Re: Suggestion for file type detection approach
- From: Jeffrey Stedfast <fejj ximian com>
- To: Arvind Narayanan <arvindn meenakshi cs iitm ernet in>
- Cc: gnome-devel-list gnome org
- Subject: Re: Suggestion for file type detection approach
- Date: Sun, 04 Jan 2004 11:32:04 -0500
yes, the directory scan was already cached - pretending to test
first-run is bullshit because you don't know if anything may have
already scanned the directory and thus pre-cached it.
unless someone knows of a way to be sure that there's no cache, it's an
impossible-to-do-fairly task.
anyways... about gnomevfs-ls:
- seems gnomevfs-ls stat()'s some of the mime-info files multiple times
even after it has opened/read them in.
- read()'s 4k from each file (4k is a pretty efficient size to read, but
if we don't *need* 4k, it might be overkill - file seems to read much
smaller chunks - 32 bytes and more if it needs it). I guess what should
be done is to decide what the max amount we ever need is and simply read
in that amount. if there are just a handful that need more or need a
chunk later in the file, perhaps encode this somehow in the mime-info
files?
also to keep in mind when comparing gnomevfs-ls vs ls, gnomevfs-ls has
to load/parse/etc several mime-info files - you need to remember that
normally an application using gnome-vfs will only have to load those
mime-info files once for the entire session and so other than that first
time nautilus loads a directory (which is basically just startup), it
will never need to load/parse those files again. whereas when comparing
ls vs gnomevfs-ls, it is a significant overhead.

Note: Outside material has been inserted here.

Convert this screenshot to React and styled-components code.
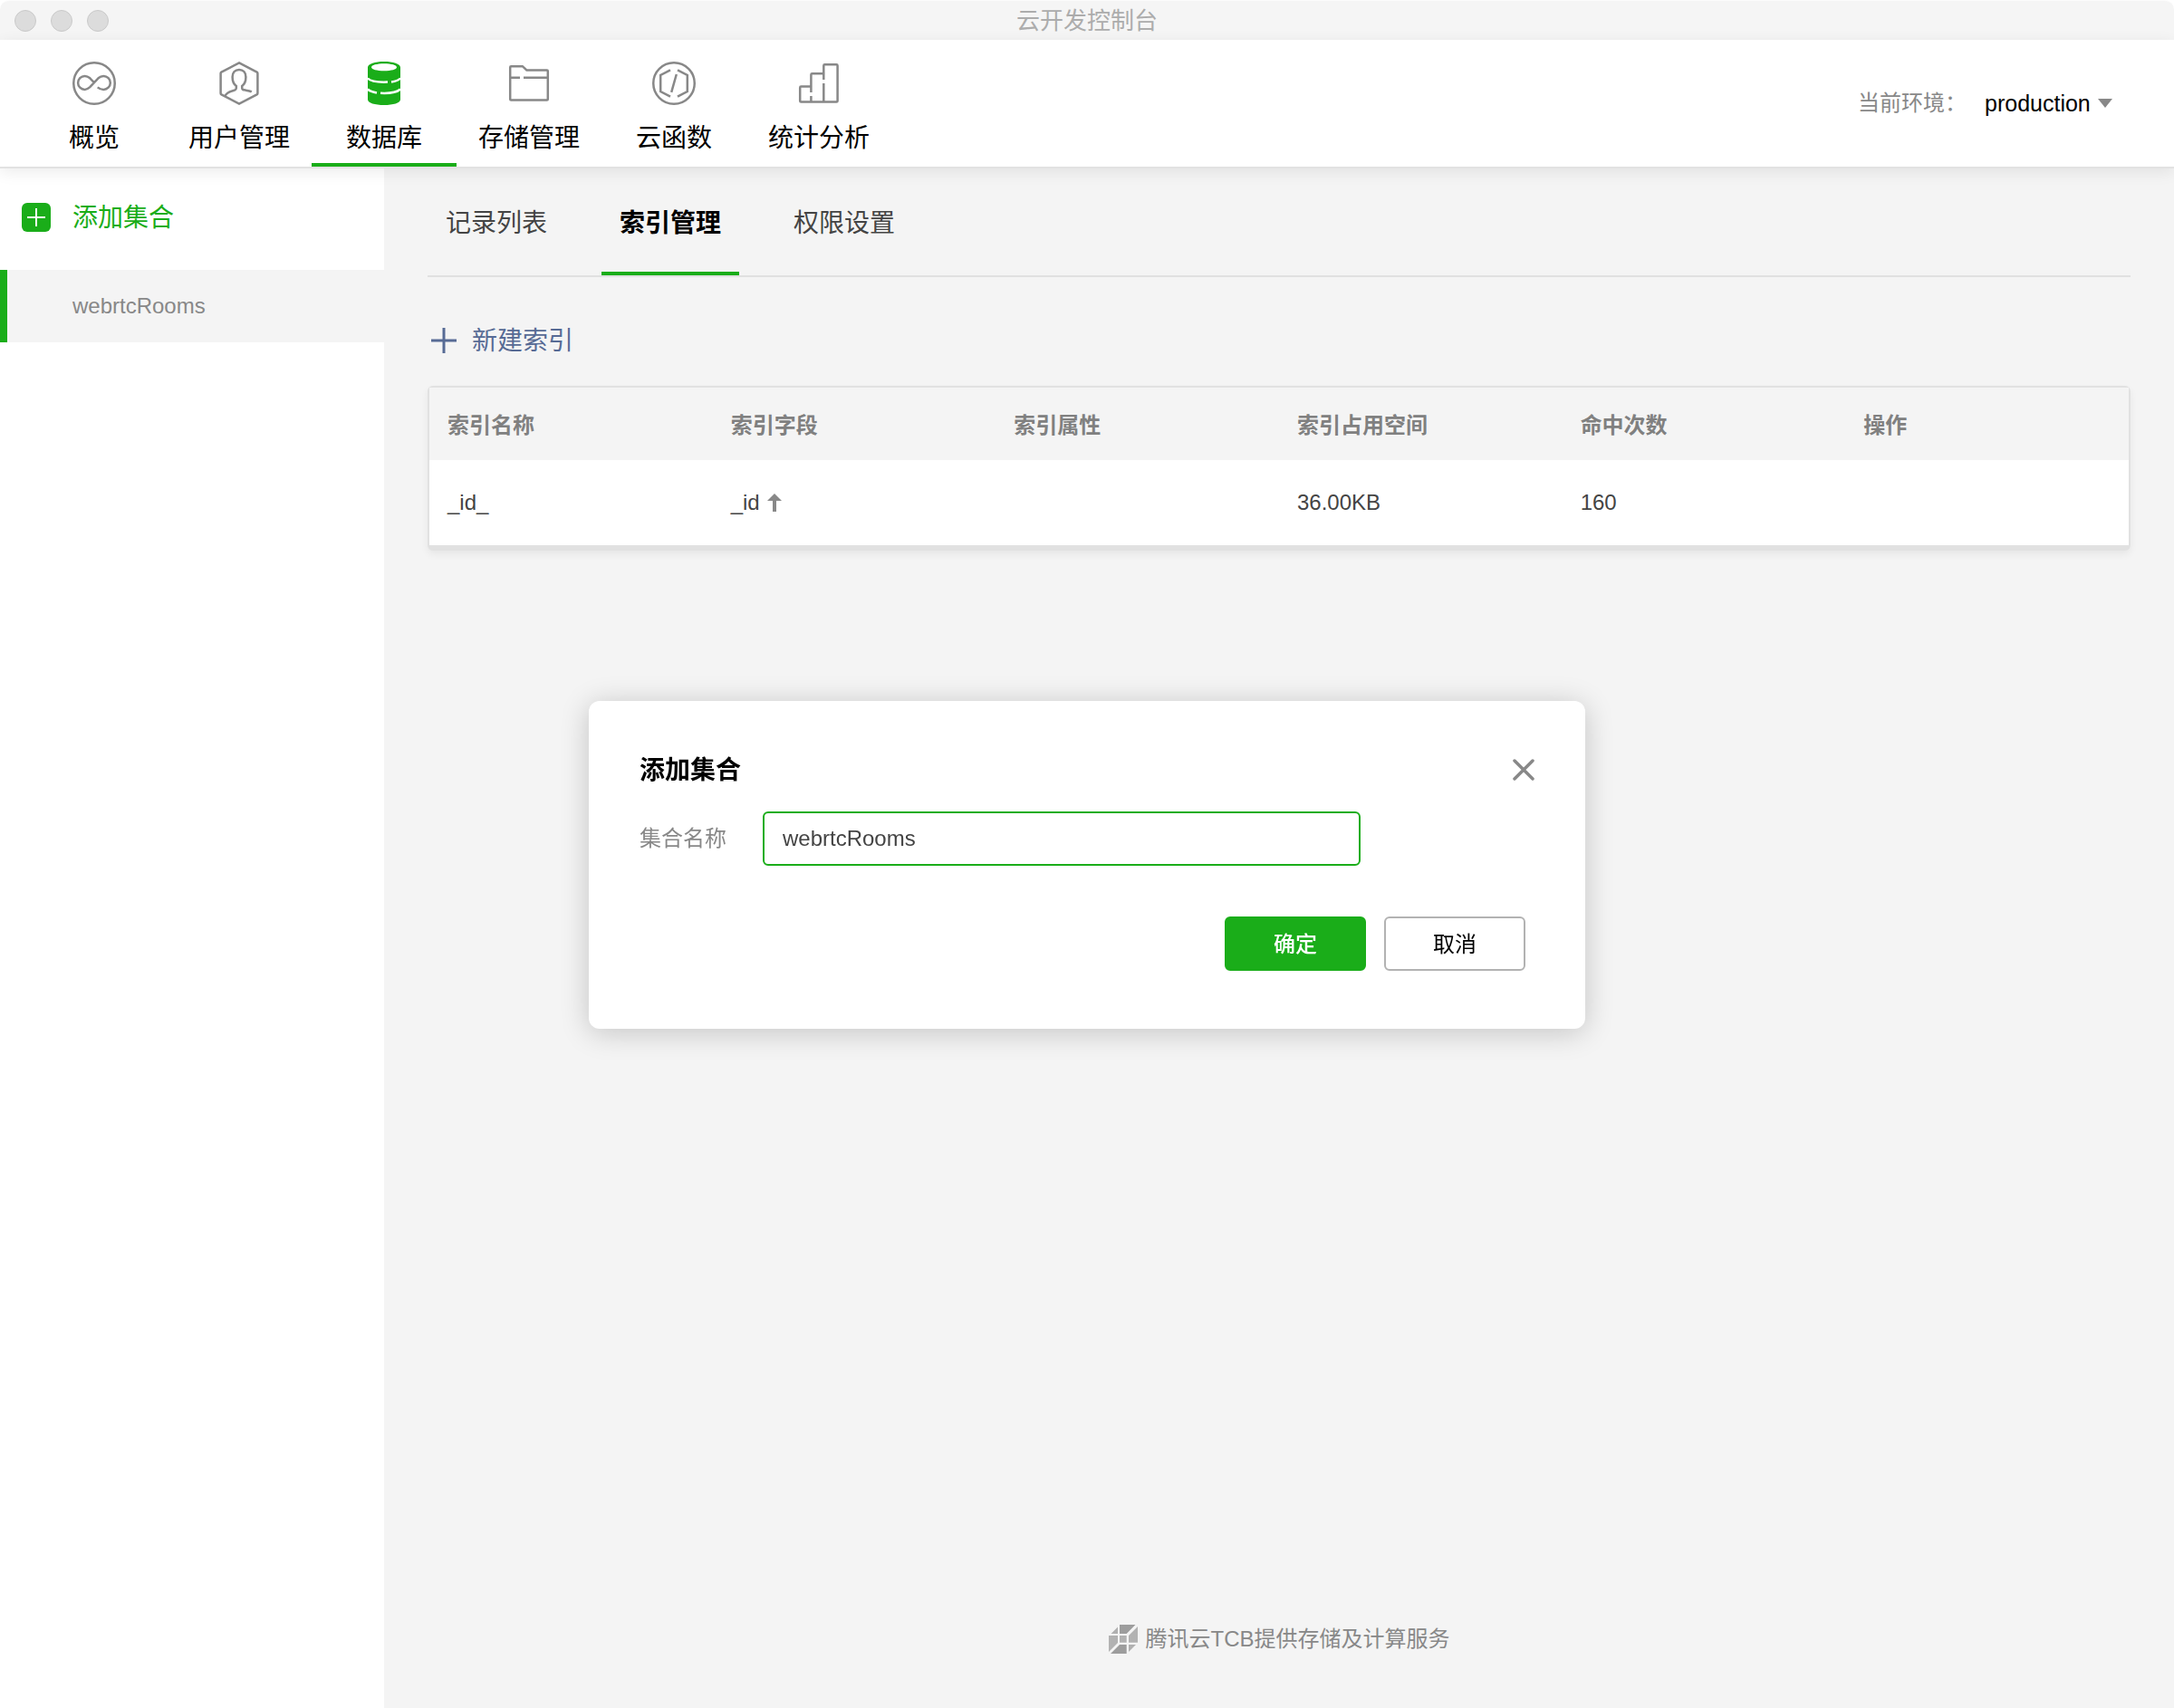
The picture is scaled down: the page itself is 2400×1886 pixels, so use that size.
import { useState } from "react";
import styled, { createGlobalStyle } from "styled-components";

const NAV_ITEMS = [
  { id: "overview", label: "概览", icon: OverviewIcon },
  { id: "users", label: "用户管理", icon: UsersIcon },
  { id: "database", label: "数据库", icon: DatabaseIcon },
  { id: "storage", label: "存储管理", icon: StorageIcon },
  { id: "functions", label: "云函数", icon: FunctionsIcon },
  { id: "stats", label: "统计分析", icon: StatsIcon },
];

const TABS = ["记录列表", "索引管理", "权限设置"];

const COLUMNS = ["索引名称", "索引字段", "索引属性", "索引占用空间", "命中次数", "操作"];

const INDEXES = [{ name: "_id_", field: "_id", attr: "", size: "36.00KB", hits: 160 }];

const App = () => {
  const [page, setPage] = useState("database");
  const [tab, setTab] = useState("索引管理");
  const [dialogOpen, setDialogOpen] = useState(true);

  return (
    <Window>
      <GlobalStyle />
      <TitleBar>
        <div className="lights">
          <span />
          <span />
          <span />
        </div>
        <h1>云开发控制台</h1>
      </TitleBar>

      <Header>
        <Nav>
          {NAV_ITEMS.map(({ id, label, icon: Icon }) => (
            <NavButton key={id} $active={id === page} onClick={() => setPage(id)}>
              <Icon />
              {label}
            </NavButton>
          ))}
        </Nav>
        <Environment>
          <label htmlFor="env">当前环境：</label>
          <div className="select">
            <select id="env" defaultValue="production">
              <option value="production">production</option>
            </select>
            <svg width="16" height="10" viewBox="0 0 16 10">
              <path d="M0 0h16L8 10z" fill="#888" />
            </svg>
          </div>
        </Environment>
      </Header>

      <Body>
        <Sidebar>
          <AddButton onClick={() => setDialogOpen(true)}>
            <svg width="32" height="32" viewBox="0 0 32 32">
              <rect width="32" height="32" rx="6" fill="#1aad19" />
              <path d="M6 16h20M16 6v20" stroke="#fff" strokeWidth="2" />
            </svg>
            <span>添加集合</span>
          </AddButton>
          <CollectionButton>webrtcRooms</CollectionButton>
        </Sidebar>

        <Main>
          <Tabs>
            {TABS.map((name) => (
              <TabButton key={name} $active={name === tab} onClick={() => setTab(name)}>
                {name}
              </TabButton>
            ))}
          </Tabs>

          <NewIndexButton>
            <svg width="28" height="28" viewBox="0 0 28 28">
              <path d="M0 14h28M14 0v28" stroke="#576b95" strokeWidth="3" />
            </svg>
            <span>新建索引</span>
          </NewIndexButton>

          <TableCard>
            <table>
              <thead>
                <tr>
                  {COLUMNS.map((name) => (
                    <th key={name}>{name}</th>
                  ))}
                </tr>
              </thead>
              <tbody>
                {INDEXES.map((row) => (
                  <tr key={row.name}>
                    <td>{row.name}</td>
                    <td>
                      <div className="field">
                        {row.field}
                        <svg width="16" height="20" viewBox="0 0 16 20">
                          <path d="M8 0l8 8h-6v12H6V8H0z" fill="#888" />
                        </svg>
                      </div>
                    </td>
                    <td>{row.attr}</td>
                    <td>{row.size}</td>
                    <td>{row.hits}</td>
                    <td />
                  </tr>
                ))}
              </tbody>
            </table>
          </TableCard>

          <Footer>
            <CubeLogo />
            腾讯云TCB提供存储及计算服务
          </Footer>
        </Main>
      </Body>

      {dialogOpen && <AddCollectionDialog onClose={() => setDialogOpen(false)} />}
    </Window>
  );
};

export default App;

const AddCollectionDialog = ({ onClose }) => {
  const [name, setName] = useState("webrtcRooms");

  return (
    <Overlay>
      <Dialog role="dialog" aria-labelledby="dialog-title">
        <div className="top">
          <h2 id="dialog-title">添加集合</h2>
          <CloseButton aria-label="关闭" onClick={onClose}>
            <svg width="24" height="24" viewBox="0 0 24 24">
              <path d="M2 2l20 20M22 2L2 22" stroke="#888" strokeWidth="3.5" strokeLinecap="round" />
            </svg>
          </CloseButton>
        </div>
        <Field>
          <label htmlFor="collection">集合名称</label>
          <input
            id="collection"
            type="text"
            value={name}
            spellCheck={false}
            onChange={(e) => setName(e.target.value)}
          />
        </Field>
        <Actions>
          <DialogButton $primary onClick={onClose}>
            确定
          </DialogButton>
          <DialogButton onClick={onClose}>取消</DialogButton>
        </Actions>
      </Dialog>
    </Overlay>
  );
};

/* ---------------------------------- ICONS --------------------------------- */

function OverviewIcon() {
  return (
    <NavIcon viewBox="0 0 48 48">
      <circle cx="24" cy="24" r="22.75" />
      <path d="M27.7 28.4C29.6 30 31.6 30.9 34.3 30.9a7.5 7.5 0 0 0 0-15c-2.600 0-4.200 1-5.800 2.400L19.300 28.200c-1.600 1.500-3.200 2.700-5.700 2.700a7.500 7.500 0 0 1 0-15c2.500 0 4.100 1 5.700 2.400l4.900 5.200" />
    </NavIcon>
  );
}

function UsersIcon() {
  return (
    <NavIcon viewBox="0 0 48 48">
      <path d="M24 1.4L43.6 11.6Q44.4 12 44.4 13V35Q44.4 36 43.6 36.4L24 46.6L4.4 36.4Q3.6 36 3.6 35V13Q3.6 12 4.4 11.6Z" />
      <path d="M8.4 38C10 34.8 13 33.2 17 32.2C20 31.4 20.8 31 20.8 29V27C18 25 16.6 21.5 16.6 17C16.6 12 19.5 8.9 24 8.9S31.4 12 31.4 17C31.4 21.5 30 25 27.2 27V29C27.2 31 28 31.2 31 31.6C34 32 35.8 32.2 37.8 33.4" />
    </NavIcon>
  );
}

function DatabaseIcon() {
  return (
    <NavIcon viewBox="0 0 48 48" $solid>
      <path
        fillRule="evenodd"
        d="M6 6.5C6 2.500 14 0 24 0s18 2.500 18 6.500V42c0 3.800-8 6-18 6S6 45.800 6 42ZM24 2.300c-8 0-14 1.600-14 4s6 4 14 4 14-1.600 14-4-6-4-14-4Z"
      />
      <path className="gap" d="M6 18.500c3 3.200 10 4.600 22 4.100M32 22.400c4-.500 8-1.800 10-3.900" />
      <path className="gap" d="M6 30.500c2 1.900 5 3.100 10 3.900M20 34.800c10 .500 18-.700 22-4.300" />
    </NavIcon>
  );
}

function StorageIcon() {
  return (
    <NavIcon viewBox="0 0 48 48">
      <path d="M3.2 6.2Q3.2 5.2 4.2 5.2H16.8L21.4 9.4H43.8Q44.8 9.4 44.8 10.4V41.6Q44.8 42.6 43.8 42.6H4.2Q3.2 42.6 3.2 41.6ZM3.2 17.7H14M18 17.7H44.8" />
    </NavIcon>
  );
}

function FunctionsIcon() {
  return (
    <NavIcon viewBox="0 0 48 48">
      <circle cx="24" cy="24" r="22.75" />
      <path d="M20 9.3L9.2 15V33L20 38.7M28 9.3L38.8 15V33L28 38.7M26.8 14L21.2 33.8" />
    </NavIcon>
  );
}

function StatsIcon() {
  return (
    <NavIcon viewBox="0 0 48 48">
      <path d="M15.4 34V14.4Q15.4 13.2 16.6 13.2H29.3M15.4 27.6H4.4Q3.2 27.6 3.2 28.8V43.4Q3.2 44.6 4.4 44.6H43.4Q44.6 44.6 44.6 43.4V4.4Q44.6 3.2 43.4 3.2H30.5Q29.3 3.2 29.3 4.4V20M29.3 24V44.6M15.4 38V44.6" />
    </NavIcon>
  );
}

function CubeLogo() {
  return (
    <svg width="32" height="32" viewBox="0 0 32 32">
      <path d="M2.5 10L10 2.5V10ZM22 22H30L22 30Z" fill="#b0b0b0" />
      <path d="M12 0H29.5L19.7 10H12ZM12 22H19.7V32H2Z" fill="#9d9d9d" />
      <path d="M32 2V19.7H22V12ZM0 12H10V20L0 30ZM12 12H19.7V19.7H12Z" fill="#b2b2b2" />
    </svg>
  );
}

/* ---------------------------- STYLED COMPONENTS --------------------------- */

const GlobalStyle = createGlobalStyle`
  * {
    box-sizing: border-box;
  }

  body {
    margin: 0;
    background: #fff;
  }

  body, button, input, select {
    font-family: "Liberation Sans", "Noto Sans CJK SC", sans-serif;
    font-size: 24px;
    line-height: 32px;
  }

  button {
    padding: 0;
    border: 0;
    background: none;
    cursor: pointer;
  }

  h1, h2 {
    margin: 0;
  }

  svg {
    display: block;
    flex: none;
  }
`;

const Window = styled.div`
  min-height: 100vh;
  display: flex;
  flex-direction: column;
`;

const TitleBar = styled.div`
  height: 44px;
  padding: 0 16px;
  border-top: 1px solid #fcfcfc;
  border-radius: 10px 10px 0 0;
  background: #f5f5f5;

  display: grid;
  grid-template-columns: 1fr auto 1fr;
  align-items: center;

  .lights {
    display: flex;
    gap: 16px;

    span {
      width: 24px;
      height: 24px;
      border: 1px solid #cacaca;
      border-radius: 50%;
      background: #dcdcdc;
    }
  }

  h1 {
    color: #acacac;
    font-size: 26px;
    font-weight: 400;
  }
`;

const Header = styled.header`
  position: relative;
  z-index: 1;
  padding: 0 68px 0 24px;
  border-bottom: 2px solid #e2e2e2;
  background: #fff;
  box-shadow: 0 4px 16px rgba(0, 0, 0, 0.08);

  display: flex;
  justify-content: space-between;
`;

const Nav = styled.nav`
  display: flex;
`;

const NavButton = styled.button`
  width: 160px;
  height: 140px;
  padding-top: 24px;
  border-bottom: 4px solid ${({ $active }) => ($active ? "#1aad19" : "transparent")};
  color: #000;
  font-size: 28px;

  display: flex;
  flex-direction: column;
  align-items: center;
  gap: 21px;
`;

const NavIcon = styled.svg`
  width: 48px;
  height: 48px;
  fill: ${({ $solid }) => ($solid ? "#1aad19" : "none")};
  stroke: ${({ $solid }) => ($solid ? "none" : "#888")};
  stroke-width: 2.5px;

  .gap {
    fill: none;
    stroke: #fff;
  }
`;

const Environment = styled.div`
  display: flex;
  align-items: center;
  gap: 20px;

  label {
    color: #888;
  }

  .select {
    display: flex;
    align-items: center;
    gap: 8px;
  }

  select {
    appearance: none;
    padding: 0;
    border: 0;
    background: none;
    color: #000;
    font-size: 25px;
  }
`;

const Body = styled.div`
  flex: 1;
  display: flex;
`;

const Sidebar = styled.aside`
  width: 424px;
  flex: none;
  background: #fff;
`;

const AddButton = styled.button`
  width: 100%;
  padding: 37px 24px 41px;
  color: #1aad19;
  font-size: 28px;

  display: flex;
  align-items: center;
  gap: 24px;

  span {
    padding-top: 2px;
  }
`;

const CollectionButton = styled.button`
  width: 100%;
  height: 80px;
  padding: 0 72px;
  border-left: 8px solid #1aad19;
  background: #f4f4f4;
  color: #888;
  font-size: 24px;
  text-align: left;
`;

const Main = styled.main`
  flex: 1;
  padding: 0 48px 60px;
  background: #f4f4f4;

  display: flex;
  flex-direction: column;
  align-items: flex-start;
`;

const Tabs = styled.div`
  width: 100%;
  border-bottom: 2px solid #e0e0e0;

  display: flex;
  gap: 40px;
`;

const TabButton = styled.button`
  height: 118px;
  padding: 8px 20px 0;
  border-bottom: 4px solid ${({ $active }) => ($active ? "#1aad19" : "transparent")};
  color: ${({ $active }) => ($active ? "#000" : "#444")};
  font-size: 28px;
  font-weight: ${({ $active }) => ($active ? 700 : 400)};
`;

const NewIndexButton = styled.button`
  margin: 50px 0 30px;
  padding: 3px 4px;
  color: #576b95;
  font-size: 28px;

  display: flex;
  align-items: center;
  gap: 17px;

  span {
    padding-top: 2px;
  }
`;

const TableCard = styled.div`
  width: 100%;
  border: 2px solid #e1e1e1;
  border-bottom-width: 6px;
  border-radius: 6px;
  background: #fff;
  box-shadow: 0 4px 8px rgba(0, 0, 0, 0.06);

  table {
    width: 100%;
    table-layout: fixed;
    border-collapse: collapse;
  }

  th,
  td {
    padding: 0 20px;
    text-align: left;
  }

  th {
    height: 80px;
    padding-top: 4px;
    background: #f4f4f4;
    color: #808080;
  }

  td {
    height: 94px;
    color: #444;
  }

  .field {
    display: flex;
    align-items: center;
    gap: 8px;
  }
`;

const Footer = styled.footer`
  width: 100%;
  margin-top: auto;
  color: #888;

  display: flex;
  align-items: center;
  justify-content: center;
  gap: 9px;
`;

const Overlay = styled.div`
  position: fixed;
  inset: 0;
  z-index: 2;
  padding-top: 24px;

  display: flex;
  align-items: center;
  justify-content: center;
`;

const Dialog = styled.div`
  width: 1100px;
  max-width: 90vw;
  padding: 60px 56px 64px;
  border-radius: 12px;
  background: #fff;
  box-shadow: 0 4px 32px rgba(0, 0, 0, 0.2);

  .top {
    height: 32px;

    display: flex;
    align-items: center;
    justify-content: space-between;
  }

  h2 {
    padding-top: 2px;
    font-size: 28px;
  }
`;

const CloseButton = styled.button`
  display: flex;
`;

const Field = styled.div`
  margin-top: 30px;

  display: flex;
  align-items: center;
  gap: 40px;

  label {
    color: #888;
  }

  input {
    width: 660px;
    height: 60px;
    padding: 0 20px;
    border: 2px solid #1aad19;
    border-radius: 6px;
    outline: none;
    background: #fff;
    color: #444;
    font-size: 24px;
  }
`;

const Actions = styled.div`
  margin-top: 56px;
  padding-right: 10px;

  display: flex;
  justify-content: flex-end;
  gap: 20px;
`;

const DialogButton = styled.button`
  width: 156px;
  height: 60px;
  padding-top: 2px;
  border: 2px solid ${({ $primary }) => ($primary ? "#1aad19" : "#b2b2b2")};
  border-radius: 6px;
  background: ${({ $primary }) => ($primary ? "#1aad19" : "#fff")};
  color: ${({ $primary }) => ($primary ? "#fff" : "#000")};
  font-weight: ${({ $primary }) => ($primary ? 500 : 400)};
`;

anyways, because pre-caching makes such a huge impact on sniffing, it
does suggest that the process is i/o bound (duh, makes sense). and so
cacheing these sniff results in EA or some other file or something might
definitely be a way to go.
Jeff
On Sun, 2004-01-04 at 10:28, Arvind Narayanan wrote:
> On Sun, Jan 04, 2004 at 10:30:47AM -0500, Jeffrey Stedfast wrote:
> >
> > just because the bulk of the time spent will be in i/o, does not mean
> > that profiling will be useless.
> >
> > anyways, just out of curiosity, I timed 'ls -l' and 'file' in /usr/bin
> > and here are the results I get:
> I tried this too. You're getting such quick times because the disk
> blocks are cached already. It would have been very slow the first time
> you tried it. Reboot and try file again if you like.
>
> This is what I get:
>
> $ time file /usr/bin/* > /dev/null # first time
>
> real 0m16.017s
> user 0m0.310s
> sys 0m0.480s
>
> $ time file /usr/bin/* > /dev/null
>
> real 0m0.455s
> user 0m0.290s
> sys 0m0.160s
>
> $ time file /usr/bin/* > /dev/null
>
> real 0m0.450s
> user 0m0.300s
> sys 0m0.150s
>
> >
> > `time /bin/ls -l /usr/bin`
> > real 0m2.783s
> > user 0m0.060s
> > sys 0m0.010s
> >
> > `time file /usr/bin/*`
> > real 0m2.788s
> > user 0m0.060s
> > sys 0m0.120s
> >
> > looks to me like "sniffing will suck performance-wise" is a hunk of
> > crap, at least assuming file-type sniffing is done efficiently.
> But you can't do it efficiently unless you can magically predict
> which directory the user is going to click on next. And you can't
> pre-cache the entire disk, can you?